После освобождения унижение долго преследовало меня, обволакивало со всех сторон, будто покрывая второй кожей. Я чувствовала его, когда полицейский, завернув меня в пушистое коричневое одеяло, еще и накрыл с головой форменной курткой, чтобы защитить от взглядов зевак, набежавших посмотреть, что происходит. Куртка не только спрятала меня от любопытных глаз, но и оградила от Кэндзи, которому, похоже, хотелось попрощаться со мной. Донесся его крик:
– Я хочу сказать Миттян до свидания! – потом я услышала несколько сильных ударов. Больше я Кэндзи не видела. Панцирь унижения, которое я испытала тогда, с годами становится все толще и прочнее. Сейчас он облегает меня чешуйчатой броней, защищающей всегда и во всем.
Из того, что происходило в тот день в окруженном толпой любопытных полицейском участке города К. – а произошло всякого разного больше, чем достаточно, – я помню далеко не все.
Сначала меня поместили в комнату с татами на самом верхнем этаже. Огромную, непонятного назначения, со строгими белыми хризантемами в токонома[13], вроде тех, что ставят на похороны. Я сидела, завернутая в одеяло, вместе с девушкой из полицейского отряда, прыщавой и краснощекой.
– Папе и маме уже позвонили. Скоро приедут. Плачут от радости. Это такое счастье, что тебя спасли!
Она от всей души за меня переживала, дала мне апельсинового сока. Я жадно сглотнула, как дикий голодный зверь, и залпом осушила стакан. Забытый кисло-сладкий вкус… У меня потекли слезы. Глядя на меня, заплакала и девушка:
– Бедная моя! Чего же ты натерпелась!
В комнату торопливым шагом вошли облаченные в белые халаты пожилой седой врач со стетоскопом на шее и медсестра. После внимательного осмотра доктор убедился, что состояние у меня хуже некуда. Я похудела на десять с лишним килограммов, у меня развилось малокровие, прекратились менструации, начавшиеся, когда я пошла в четвертый класс.
– Болит где-нибудь? – поинтересовался доктор, прикладывая к моей спине холодный стетоскоп.

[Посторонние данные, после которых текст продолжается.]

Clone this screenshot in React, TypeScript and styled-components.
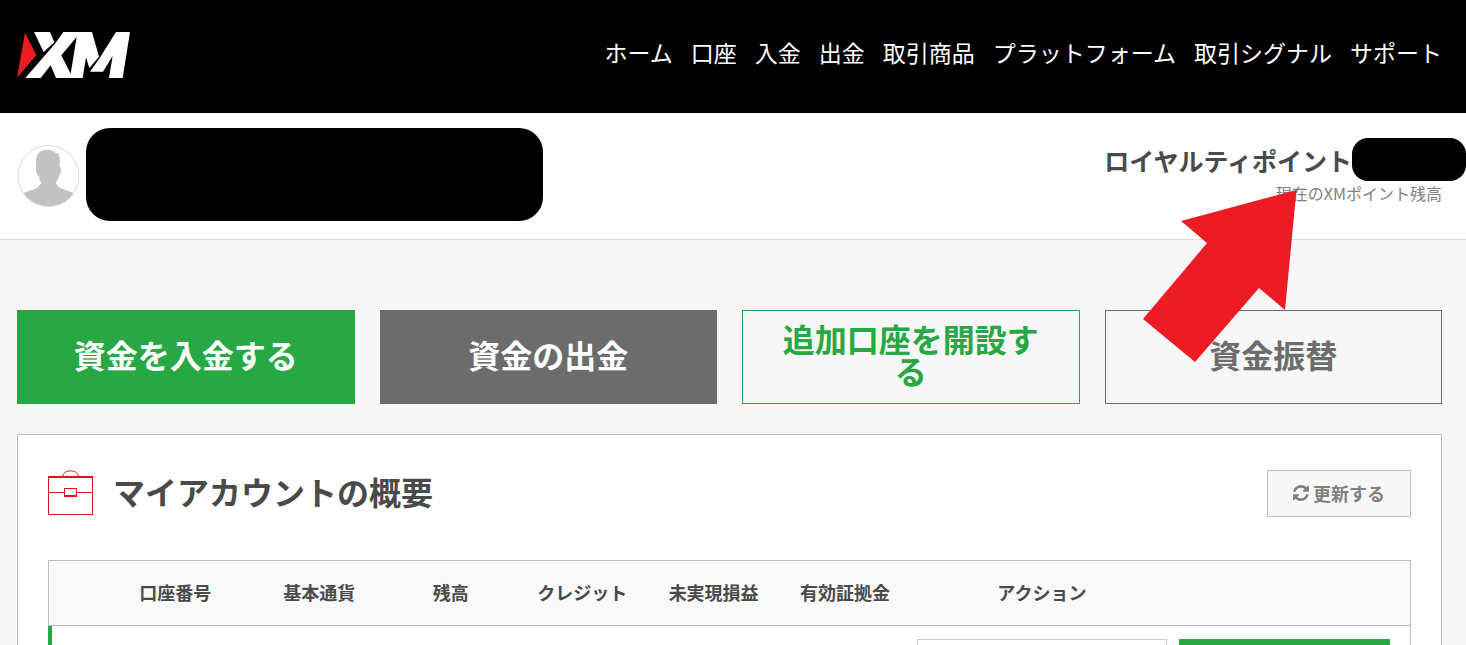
import React from "react";
import styled, { createGlobalStyle } from "styled-components";

const GREEN = "#28a745";
const GREY = "#6c6c6c";
const INK = "#4a4a4a";
const LINE = "#bdbdbd";

const GlobalStyle = createGlobalStyle`
  *, *::before, *::after { box-sizing: border-box; }
  body {
    margin: 0;
    background: #f7f7f7;
    color: ${INK};
    font-family: "Noto Sans CJK JP", sans-serif;
  }
  button, select { font-family: inherit; }
`;

const Page = styled.div`
  height: 100vh;
  overflow: hidden;
`;

const Header = styled.header`
  display: flex;
  align-items: center;
  justify-content: space-between;
  height: 113px;
  padding: 0 24px 4px 17px;
  background: #000;
`;

const LogoLink = styled.a`
  display: block;
  line-height: 0;
`;

const Nav = styled.nav`
  display: flex;
  gap: 18px;
  padding-bottom: 6px;
`;

const NavLink = styled.a`
  color: #fff;
  font-size: 23px;
  line-height: 32px;
  text-decoration: none;
  white-space: nowrap;
`;

const ProfileBar = styled.section`
  display: flex;
  justify-content: space-between;
  align-items: flex-start;
  height: 127px;
  padding: 15px 0 0 17px;
  background: #fff;
  border-bottom: 1px solid #dcdcdc;
`;

const Identity = styled.div`
  display: flex;
  align-items: flex-start;
  gap: 6px;
`;

const AvatarFrame = styled.div`
  padding-top: 17px;
  line-height: 0;
`;

const Mask = styled.div<{ $w: number; $h: number; $r: number }>`
  flex: none;
  width: ${(p) => p.$w}px;
  height: ${(p) => p.$h}px;
  border-radius: ${(p) => p.$r}px;
  background: #000;
`;

const Loyalty = styled.div`
  position: relative;
  padding-top: 10px;
`;

const LoyaltyTitle = styled.div`
  display: flex;
  align-items: center;
  justify-content: flex-end;
  height: 43px;
  font-size: 25px;
  line-height: 32px;
  font-weight: 700;
  white-space: nowrap;
`;

const LoyaltyNote = styled.div`
  padding: 2px 24px 0 0;
  color: #808080;
  font-size: 16px;
  line-height: 20px;
  text-align: right;
`;

const Arrow = styled.svg`
  position: absolute;
  z-index: 2;
  top: 62px;
  right: 169px;
`;

const Main = styled.main`
  padding: 70px 24px 0 17px;
`;

const Actions = styled.div`
  display: grid;
  grid-template-columns: repeat(4, 1fr);
  gap: 25px;
`;

type Tone = "green" | "grey" | "greenOutline" | "greyOutline";
const tones: Record<Tone, string> = {
  green: `background: ${GREEN}; border-color: ${GREEN}; color: #fff;`,
  grey: `background: ${GREY}; border-color: ${GREY}; color: #fff;`,
  greenOutline: `background: transparent; border-color: ${GREEN}; color: ${GREEN};`,
  greyOutline: `background: transparent; border-color: ${GREY}; color: ${GREY};`,
};

const ActionButton = styled.button<{ $tone: Tone }>`
  height: 94px;
  padding: 0 32px 6px;
  border: 1px solid;
  font-size: 32px;
  line-height: 32px;
  font-weight: 700;
  ${(p) => tones[p.$tone]}
`;

const Panel = styled.section`
  margin-top: 30px;
  padding: 35px 30px 30px;
  background: #fff;
  border: 1px solid ${LINE};
`;

const PanelHead = styled.div`
  display: flex;
  align-items: flex-start;
  height: 47px;
  margin-bottom: 43px;
`;

const PanelTitle = styled.h2`
  flex: 1;
  margin: 0 0 0 20px;
  font-size: 32px;
  line-height: 43px;
  font-weight: 700;
`;

const RefreshButton = styled.button`
  display: flex;
  align-items: center;
  justify-content: center;
  gap: 4px;
  width: 144px;
  height: 47px;
  padding: 0 0 2px;
  background: #f7f7f7;
  border: 1px solid ${LINE};
  color: #808080;
  font-size: 18px;
  line-height: 24px;
  font-weight: 700;
`;

const Accounts = styled.table`
  width: 100%;
  table-layout: fixed;
  border-collapse: separate;
  border-spacing: 0;
  border: 1px solid ${LINE};
  border-left: 0;
`;

const HeadCell = styled.th<{ $share?: number }>`
  width: ${(p) => (p.$share ? `${p.$share}%` : "auto")};
  height: 65px;
  padding: 0 0 2px;
  background: #f9f9f9;
  border-bottom: 1px solid ${LINE};
  font-size: 18px;
  line-height: 24px;
  font-weight: 700;
  text-align: center;
  white-space: nowrap;

  &:first-child { border-left: 1px solid ${LINE}; }
`;

const Cell = styled.td`
  height: 64px;
  padding: 13px 6px;
  vertical-align: top;

  &:first-child { border-left: 4px solid ${GREEN}; }
  &:last-child { padding-right: 20px; }
`;

const ActionSelect = styled.select`
  display: block;
  width: 100%;
  height: 38px;
  appearance: none;
  background: #fff;
  border: 1px solid #ccc;
  border-radius: 0;
`;

const GoButton = styled.button`
  display: block;
  width: 100%;
  height: 38px;
  background: ${GREEN};
  border: 0;
`;

const Logo = () => (
  <svg width="113" height="46" viewBox="51 96 339 138" aria-hidden="true">
    <path fill="#ed1c24" d="M75 98 109 165 51 233Z" />
    <path fill="#fff" d="M102 96H150L163 127 131 156Z" />
    <path
      fill="#fff"
      fillRule="evenodd"
      d="M190 96H276L297 170 268 204 258 172 248 234H168L152 196 122 234H76L165 131ZM230 111 184 166 212 221Z"
    />
    <path fill="#fff" d="M348 96H390L368 234H327L338 168 309 215H270L299 174Z" />
  </svg>
);

const Avatar = () => (
  <svg width="63" height="62" viewBox="51 435 189 186" aria-hidden="true">
    <defs>
      <clipPath id="avatar-circle">
        <circle cx="145.500" cy="528" r="92" />
      </clipPath>
    </defs>
    <circle cx="145.500" cy="528" r="91.500" fill="#fff" />
    <path
      clipPath="url(#avatar-circle)"
      fill="#c2c2c2"
      d="M109 497C106 465 115 449 145 449C155 449 162 453 166 458C178 458 181 468 179 499C185 506 183 522 177 528C175 538 172 544 168 545V551C172 553 172 558 177 562C190 569 208 574 221 580L240 621H51L69 580C82 574 104 569 113 562C118 557 120 552 125 549C119 544 118 537 117 529C108 523 106 507 109 497Z"
    />
    <circle cx="145.500" cy="528" r="91.500" fill="none" stroke="#dcdcdc" strokeWidth="3" />
  </svg>
);

const Briefcase = () => (
  <svg width="45" height="45" viewBox="0 0 45 45" fill="none" stroke="#d8161d" aria-hidden="true">
    <path shapeRendering="crispEdges" d="M.5 6.500H44.500V44.500H.5ZM0 7.500H45M0 22.500H16M29 22.500H45" />
    <path shapeRendering="crispEdges" d="M16.500 18.500H28.500V26.500H16.500ZM16 25.500H29" />
    <path d="M14.500 6C16 2.500 18.500 .8 22.500 .8S29 2.500 30.500 6" />
  </svg>
);

const RefreshIcon = () => (
  <svg width="16" height="16" viewBox="0 0 1536 1536" fill="currentColor" aria-hidden="true">
    <path d="M1511 928q0 5-1 7-64 268-268 434.500t-478 166.500q-146 0-282.500-55t-243.500-157l-129 129q-19 19-45 19t-45-19-19-45v-448q0-26 19-45t45-19h448q26 0 45 19t19 45-19 45l-137 137q71 66 161 102t187 36q134 0 250-65t186-179q11-17 53-117 8-23 30-23h192q13 0 22.500 9.500t9.500 22.500zm25-800v448q0 26-19 45t-45 19h-448q-26 0-45-19t-19-45 19-45l138-138q-148-137-349-137-134 0-250 65t-186 179q-11 17-53 117-8 23-30 23h-199q-13 0-22.500-9.500t-9.500-22.500v-7q65-268 270-434.500t480-166.500q146 0 284 55.500t245 156.500l130-129q19-19 45-19t45 19 19 45z" />
  </svg>
);

const navItems = [
  "ホーム",
  "口座",
  "入金",
  "出金",
  "取引商品",
  "プラットフォーム",
  "取引シグナル",
  "サポート",
];

const actions: { label: string; tone: Tone }[] = [
  { label: "資金を入金する", tone: "green" },
  { label: "資金の出金", tone: "grey" },
  { label: "追加口座を開設する", tone: "greenOutline" },
  { label: "資金振替", tone: "greyOutline" },
];

const columns: { label: string; share?: number }[] = [
  { label: "", share: 3.6 },
  { label: "口座番号", share: 11.5 },
  { label: "基本通貨", share: 9.65 },
  { label: "残高", share: 9.65 },
  { label: "クレジット", share: 9.65 },
  { label: "未実現損益", share: 9.65 },
  { label: "有効証拠金", share: 9.65 },
  { label: "アクション", share: 19.25 },
  { label: "" },
];

export default function App() {
  return (
    <Page>
      <GlobalStyle />
      <Header>
        <LogoLink href="#" aria-label="XM">
          <Logo />
        </LogoLink>
        <Nav>
          {navItems.map((item) => (
            <NavLink key={item} href="#">
              {item}
            </NavLink>
          ))}
        </Nav>
      </Header>

      <ProfileBar>
        <Identity>
          <AvatarFrame>
            <Avatar />
          </AvatarFrame>
          <Mask $w={457} $h={93} $r={24} />
        </Identity>
        <Loyalty>
          <LoyaltyTitle>
            ロイヤルティポイント
            <Mask $w={114} $h={43} $r={16} />
          </LoyaltyTitle>
          <LoyaltyNote>現在のXMポイント残高</LoyaltyNote>
          <Arrow width="154" height="172" viewBox="0 0 154 172" aria-hidden="true">
            <path fill="#ed1c24" d="M153.500 0 142 120 116 98 52 172 0 129 64 53 38 31Z" />
          </Arrow>
        </Loyalty>
      </ProfileBar>

      <Main>
        <Actions>
          {actions.map((a) => (
            <ActionButton key={a.label} type="button" $tone={a.tone}>
              {a.label}
            </ActionButton>
          ))}
        </Actions>

        <Panel>
          <PanelHead>
            <Briefcase />
            <PanelTitle>マイアカウントの概要</PanelTitle>
            <RefreshButton type="button">
              <RefreshIcon />
              更新する
            </RefreshButton>
          </PanelHead>
          <Accounts>
            <thead>
              <tr>
                {columns.map((c, i) => (
                  <HeadCell key={i} scope="col" $share={c.share}>
                    {c.label}
                  </HeadCell>
                ))}
              </tr>
            </thead>
            <tbody>
              <tr>
                {columns.slice(0, 7).map((_, i) => (
                  <Cell key={i} />
                ))}
                <Cell>
                  <ActionSelect aria-label="アクション" />
                </Cell>
                <Cell>
                  <GoButton type="button" aria-label="アクション" />
                </Cell>
              </tr>
            </tbody>
          </Accounts>
        </Panel>
      </Main>
    </Page>
  );
}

Я покачала головой, а доктор внимательно посмотрел мне в глаза и начал уговаривать:
– Не надо меня стесняться. Я доктор, мне можно все рассказывать. Я никому не скажу.

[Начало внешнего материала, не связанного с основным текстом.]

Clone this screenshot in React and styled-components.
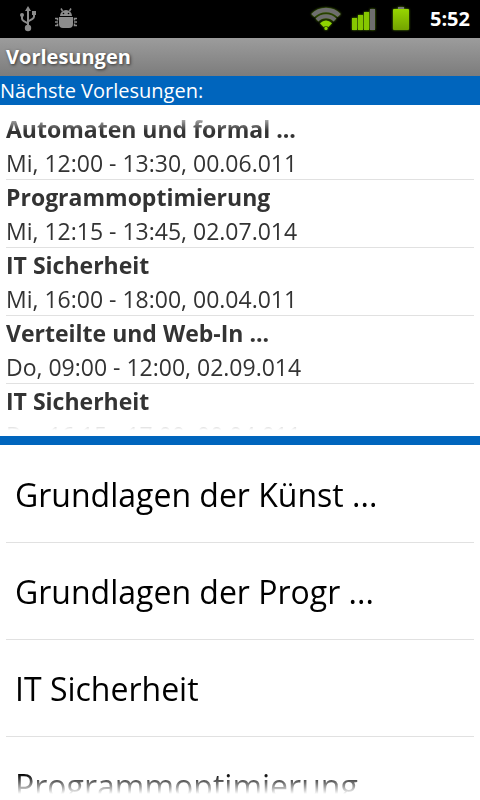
import React from 'react';
import styled, { createGlobalStyle } from 'styled-components';

const Global = createGlobalStyle`
  * { box-sizing: border-box; }
  body { margin: 0; background: #fff; color: #000; font-family: "Open Sans", "Noto Sans", sans-serif; }
`;
const Screen = styled.div`display: flex; flex-direction: column; height: 100vh; overflow: hidden;`;
const StatusBar = styled.div`
  display: flex; align-items: center; justify-content: space-between; flex: none;
  height: 38px; padding: 0 10px 0 19px; background: #000;
`;
const Group = styled.div`display: flex; align-items: center; gap: ${p => p.$gap}px;`;
const Icon = styled.svg`display: block; flex: none; overflow: visible;`;
const LitIcon = styled(Icon)`filter: drop-shadow(0 0 1px #5f9a00);`;
const Clock = styled.time`padding-left: 4px; color: #fff; font-size: 20px; font-weight: 700; line-height: 38px;`;
const TitleBar = styled.h1`
  flex: none; height: 38px; margin: 0; padding: 0 6px; line-height: 38px; font-size: 20px; font-weight: 700;
  color: #fff; background: linear-gradient(#9c9c9c, #7c7c7c); text-shadow: 1px 1px 3px #333;
`;
const Section = styled.h2`
  flex: none; height: 29px; margin: 0; line-height: 30px; font-size: 20px; font-weight: 400;
  color: #fff; background: #0065bd;
`;
const Panel = styled.section`
  display: flex; flex-direction: column; padding: 6px; min-height: 0;
  flex: ${p => (p.$grow ? '1' : 'none')};
  height: ${p => (p.$grow ? 'auto' : '331px')};
`;
const List = styled.ul`
  flex: 1; min-height: 0; margin: 0; padding: ${p => (p.$fadeTop ? 1 : 0)}px 0 0; list-style: none; overflow: hidden;
  mask-image: linear-gradient(${p => (p.$fadeTop ? 'transparent, #000 20px' : '#000')}, #000 calc(100% - 20px), transparent);
`;
const Lecture = styled.li`
  height: 68px; border-bottom: 1px solid #e1e1e1; color: #333; font-size: 23px; line-height: 34px; white-space: nowrap;
`;
const Name = styled.strong`display: block;`;
const Divider = styled.div`flex: none; height: 9px; background: #0065bd;`;
const Course = styled.li`
  height: 97px; padding-left: 9px; border-bottom: 1px solid #e1e1e1; font-size: 32px; line-height: 88px; white-space: nowrap;
  & + & { line-height: 98px; }
  &:first-child { height: 92px; }
`;

const Usb = () => (
  <Icon width="18" height="26" viewBox="0 0 18 26" fill="#8c8c8c" role="img" aria-label="USB">
    <path d="M9 0l3 5h-2v16H8V5H6z" />
    <path d="M3 9v3.500q0 1.500 1.500 2.300L9 17.500M15 8v2.500q0 1.500-1.500 2.300L9 15.500" fill="none" stroke="#8c8c8c" strokeWidth="2" />
    <circle cx="3" cy="9" r="2" /><path d="M13 5h4v4h-4z" /><circle cx="9" cy="22" r="3.200" />
  </Icon>
);
const Debug = () => (
  <Icon width="22" height="22" viewBox="0 0 22 22" fill="#8c8c8c" role="img" aria-label="USB-Debugging">
    <path d="M5 8a6 6 0 0 1 12 0zM4 9h14v7q0 4-4 4H8q-4 0-4-4z" />
    <path d="M7.500 3L6 .5M14.500 3L16 .5M0 10.500h2.500v2M0 14h3M2.500 15.500v2H0M22 10.500h-2.500v2M22 14h-3M19.500 15.500v2H22" fill="none" stroke="#8c8c8c" strokeWidth="1.500" />
    <circle cx="8.500" cy="5.500" r=".8" fill="#000" /><circle cx="13.500" cy="5.500" r=".8" fill="#000" />
  </Icon>
);
const Wifi = () => (
  <LitIcon width="30" height="22" viewBox="0 0 30 22" fill="none" role="img" aria-label="WLAN">
    <path d="M1.800 7.500a18.600 18.600 0 0 1 26.400 0" stroke="#6e6e6e" strokeWidth="4.500" />
    <path d="M6 12a12.600 12.600 0 0 1 18 0" stroke="#6e6e6e" strokeWidth="4" />
    <path d="M9 15.200Q15 9.800 21 15.200L17.400 19Q15 17 12.600 19z" fill="#8fd400" />
    <circle cx="15" cy="20.400" r="1.600" fill="#8fd400" />
  </LitIcon>
);
const Signal = () => (
  <LitIcon width="25" height="22" viewBox="0 0 25 22" fill="#86c800" role="img" aria-label="Mobilfunksignal">
    <path d="M1 10h5v12H1zM7 7h5v15H7zM13 4h5v18h-5z" /><path d="M19 1h5v21h-5z" fill="#6e6e6e" />
  </LitIcon>
);
const Battery = () => (
  <LitIcon width="18" height="24" viewBox="0 0 18 24" role="img" aria-label="Akku">
    <defs><linearGradient id="charge" x2="0" y2="1"><stop stopColor="#96d600" /><stop offset="1" stopColor="#74a300" /></linearGradient></defs>
    <path d="M6 0h6v2H6z" fill="#777" />
    <rect x="1" y="2" width="16" height="21" rx="1" fill="url(#charge)" />
  </LitIcon>
);

const lectures = [
  ['Automaten und formal ...', 'Mi, 12:00 - 13:30, 00.06.011'],
  ['Programmoptimierung', 'Mi, 12:15 - 13:45, 02.07.014'],
  ['IT Sicherheit', 'Mi, 16:00 - 18:00, 00.04.011'],
  ['Verteilte und Web-In ...', 'Do, 09:00 - 12:00, 02.09.014'],
  ['IT Sicherheit', 'Do, 16:15 - 17:00, 00.04.011'],
];
const courses = ['Grundlagen der Künst ...', 'Grundlagen der Progr ...', 'IT Sicherheit', 'Programmoptimierung'];

export default function App() {
  return (
    <Screen>
      <Global />
      <StatusBar>
        <Group $gap={18}><Usb /><Debug /></Group>
        <Group $gap={16}>
          <Group $gap={10}><Wifi /><Signal /></Group>
          <Battery />
          <Clock>5:52</Clock>
        </Group>
      </StatusBar>
      <TitleBar>Vorlesungen</TitleBar>
      <Section>Nächste Vorlesungen:</Section>
      <Panel>
        <List $fadeTop>{lectures.map(([n, t]) => <Lecture key={t + n}><Name>{n}</Name>{t}</Lecture>)}</List>
      </Panel>
      <Divider />
      <Panel $grow>
        <List>{courses.map(c => <Course key={c}>{c}</Course>)}</List>
      </Panel>
    </Screen>
  );
}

Он пытался вытрясти из меня что-то на тему секса. «Никому не скажу…» Охотно верю! Конечно, он все выложит полиции. Я опустила глаза, не зная, что ответить. Меня охватило отчаяние: разве кому расскажешь, чего я натерпелась от Кэндзи? Но даже если рассказать, все равно не поймут. Зачем же из меня слова вытягивать? Глядя на мою растерянную физиономию, медсестра и девушка-полицейский посмотрели друг на друга.
– Ничего. Постепенно все пройдет.
Я смотрела на них с недоумением – о чем они? Медсестра, уже в возрасте, взяла обеими ладонями мою руку, погладила.
– Мы все с ума сходим, не сделал ли он с тобой чего.
– Чего?
Женщины, как по команде, сглотнули слюну и снова переглянулись.